What we need to look at is the money supply. A vital factor in the economy's behaviour that our all-knowing economic commentariat keep overlooking. (This lot even manage to talk about the Reserve's monetary policy without ever referring to the money supply). Reserve figures show that since last September all measures of inflation have been falling. They also show that the prices of materials used in manufacturing started to drop in the same month and that the CPI flattened out at the same time. Therefore it should be no surprise to see that GDP also started to slow in September and has obviously continued to do so.

After M1 began a slow contraction in December 2007 the Reserve pumped up it up in the following May to June period by nearly 9 per cent, which averaged out annually at about 54 per cent. Since then M1 has been basically flat. Yet the fact that all the inflationary indicators have been slowing since September 2008 has not been linked to the Reserve's monetary policy by our economic pundits. Furthermore, from September to last April the Reserve's assets have been declining. Unless there has been a sudden and significant change in its monetary policy this can only mean that it is still not making a serious attempt to inflate the money supply.

It has to be clearly understood that without a significant monetary expansion — which I am not recommending by the way — the government's spending spree will be as effective as Ken Henry's sterile Keynesianism which — it should be noted — failed to predict the downturn and the credit crisis in the US. Treasury and Reserve officials refuse to acknowledge the that manufacturing is a leading indicator in the boom bust cycle. The May Australian Industry Group report for April showed that manufacturing had suffered its eleventh consecutive contraction. The following table shows just how dire the situation is and it ain't getting better.

March 2009
% change
March 2008
PMI
33.4
—36.0
52.2
Production
28.7
—43.7
51.0
Employment
33.6
—31.8
49.3
Average wages
51.3
—26.9
65.1
Source: The seasonally adjusted Australian Industry Group-PricewaterhouseCoopers Australian PMI

Last year I warned readers that manufacturing was signalling that the Australian economy was in recession. Nevertheless, our economic punditry insisted that the country had successfully weathered the international financial crisis. So not only are we in recession we have politicians and their economic advisors trying to foist on us the same lousy economic policies that got us into this mess in the first place.

Enter Ken Henry who is clearly rattled by the criticism that Rudd's spending policy is irresponsible. Well, he should be rattled. After all, he's one of the geniuses who advised Rudd that rocketing government spending and debt was just what Australian economy needed. Climbing on to his high economic horse he huffed that:

Apparently, the right time for a 'Keynesian revival,' involving the spending of large amounts of public money, is when tax revenue is strong and rising, a normal feature of economic boom times.

Ken Henry Treasury
Treasury Head Ken Henry's 'Keynesian' advice will do grave damage to the Australian economy
Two points here. First, it is clear that the policy is not really Keynesian. Second, 'Keynesian economics contributed mightily to our current plight. As for Henry’s Pollyanna forecasts, these are as worthless as his economics. What can we expect when multipliers play a key role in Treasury models. But there are no Keynesian multipliers. The Keynesian multiplier is a myth. No wonder Treasury cannot get anything right.
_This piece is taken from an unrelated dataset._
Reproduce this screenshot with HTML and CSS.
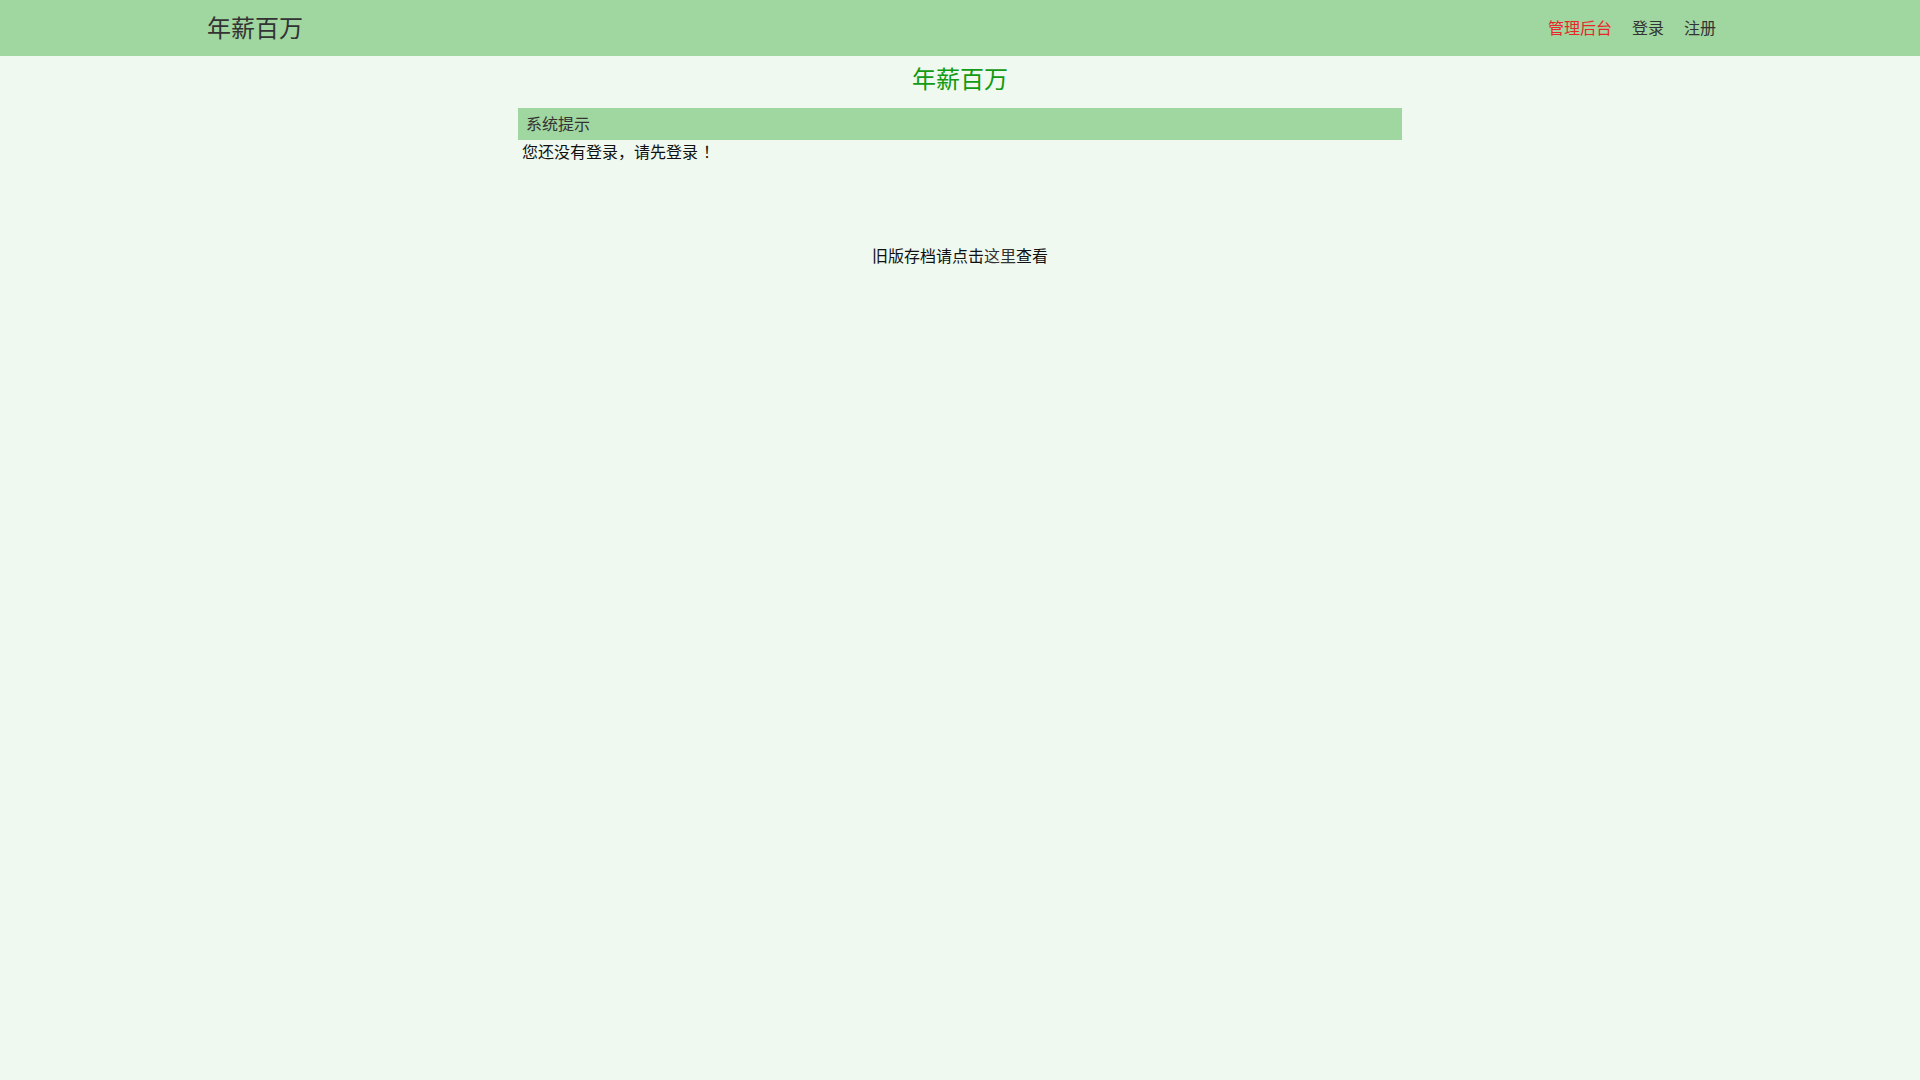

In a recent speech Henry revealed how awful the Treasury's economic thinking really is when he called population growth, the participation rate, the employment rate, average hours worked, and labour productivity economic drivers. According to Mr Henry by "simply multiplying together these five things" we get economic output. (Terry McCrann. Treasury analysis utter and appalling fantasy, The Australian, 23 May 2009). Henry's economic views really are scary.

Allow me to once again repeat a basic economic fact: entrepreneurship drives an economy and savings fuel it. Savings are what produces capital accumulation, otherwise called economic growth. The idea that GDP and growing productivity always indicate growth is a grave error. A situation can actually emerge where GDP and productivity continue to rise even as the capital stock is consumed and heavy unemployment continues to burden the economy. This is what happened in the US during the Great Depression. For example, from 1929 to 1936 labour productivity rose by 25 per cent while net capital formation plunged by minus 15.2 per cent. (W. Arthur Lewis, Economic Survey 1919-1939, Unwin University Books, 1970, p. 205.)

Joe Hockey MP
Looking like Shadow Minister Joe Hockey will make the same mistakes he made with labour market reform
The response of the Liberal Party to Rudd and Henry's financial depredation has been appallingly weak. The Shadow Treasurer Joe Hockey released a brief report detailing the size of the forthcoming deficits and debt. And that was it. There was no attempt to explain why Rudd's reckless financial bender cannot work. It's a painful fact that Hockey is a typical Liberal politician. The type who demand 10 second sound bites and slogans. The last thing they want is anything that would force them to actually think.

It was this attitude that destroyed the Liberal Government's case for labour market reform. Hockey was part of the team that was supposed to explain the benefits of free labour markets while also refuting the government's critics. He failed dismally because he refused to do his homework. When provided with data that refuted the policy's critics he refused to consider it because that would have required an effort on his part, not to mention an inquisitive intellect. We are now getting a repeat performance with Rudd's economic policies.